Voeckler: nine out of ten riders don't like me

Thomas Voeckler (Europcar) may be the darling of the French public after his exploits at the Tour de France, but he has admitted that his riding style has won him few friends in the peloton over the years.

The Frenchman made his first major impact in the summer of 2004, when victory at the national championships was followed by a lengthy spell in the yellow jersey at the Tour de France. While his pugnacious displays earned accolades aplenty in the home media, Voeckler soon detected a palpable degree of resentment among some of his peers.

“For the last few years, I’ve been the most popular French rider, sort of the darling, and at the same time, nine riders out of ten in the peloton don’t like me,” Voeckler told L’Équipe. “I understood that very early on, from 2005. The previous year, I had worn the yellow jersey for ten days on the Tour de France, but they felt that from a sporting point of view, I didn’t merit all that interest.”

In the years immediately after that initial breakthrough, Voeckler found that his aggressive brand of riding had put a number of noses out of joint in the peloton.

“One day on the 2006 Tour, Tom Boonen, who was reigning world champion, was near the front, slowing things a little,” Voeckler said. “At the moment I launched my attack, he hit me hard on the back. I stopped, he yelled at me and I said to him: ‘You can shout if you like, but don’t touch me.’ I was the small French guy he could hit because I’m thirty centimetres smaller than him.

“Whatever your palmares, nobody has the right to do that to a guy who wants to attack. I can’t forget it. Others, like Andrey Mizurov, threatened to throw their bidons at me if I attacked.”

Voeckler subsequently realised that his high media profile had also fanned some jealousy within the French peloton, although he admitted that the situation has changed slightly since his illustrious 2011 season. “But that doesn’t mean they have more time for me,” he pointed out. “My results have just changed the deal. In cycling, you need to have a palmares to have the right to talk, to be respected. I find that a bit useless.”

To illustrate his point, Voeckler recalled one of the first times he encountered the peloton’s internal hierarchy, during his grand tour debut.

“At the start of every stage of the Giro d’Italia, Mario Cipollini took out the road book to show riders where they had the right to attack!

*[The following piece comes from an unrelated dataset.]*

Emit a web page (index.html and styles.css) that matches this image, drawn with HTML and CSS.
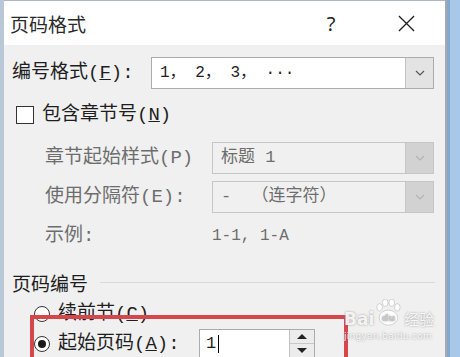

That was when I was starting out, in 2001, it was another era. And guys went along with it!”

Dealing with suspicion

That Voeckler has now earned the respect, if not the affection of his peers, is based largely on his performance at the 2011 Tour de France. In a remarkable display, he repeated his 2004 feat of wearing the yellow jersey for ten days, and also went on to finish fourth overall in Paris.

Given that he had finished 76th overall the previous year, eyebrows were raised at the marked nature of Voeckler’s transformation in the mountains. He took such suspicions on the chin, and admitted that he was himself struggling to explain the late blossoming of hitherto unknown stage racing prowess.

“I understand [the suspicions] all the more given that I’m the first to make that proposal about certain guys… I can’t blame people when you see all the affairs there have been these past few years,” Voeckler said. “On the Tour this year, I was surprised to be there. In 2009 also, when I won the Tour de Haut Var, and in 2010, with the great season that I did.

“I’m at a level that I would never have expected. I don’t really know how to explain it. I’ve discovered aptitudes in the high mountains while I’ve always maintained that as soon as the gradient went above 6%, it climbed too much for me.”

Voeckler also addressed rumours that he had trained under the supervision of an Italian doctor, and dismissed the suggestion that he had once been a client of the Bernard Sainz, the so-called ‘Dr. Mabuse.’

“I heard it said that I was seeing Docteur Mabuse. There’s even a guy who saw me coming out of his house!” Voeckler said. “To come back to the Italian doctor, at one stage, I had a doctor called Flavio Bartolucci, who was also with Française des Jeux. In 2007, he gave me some training plans.”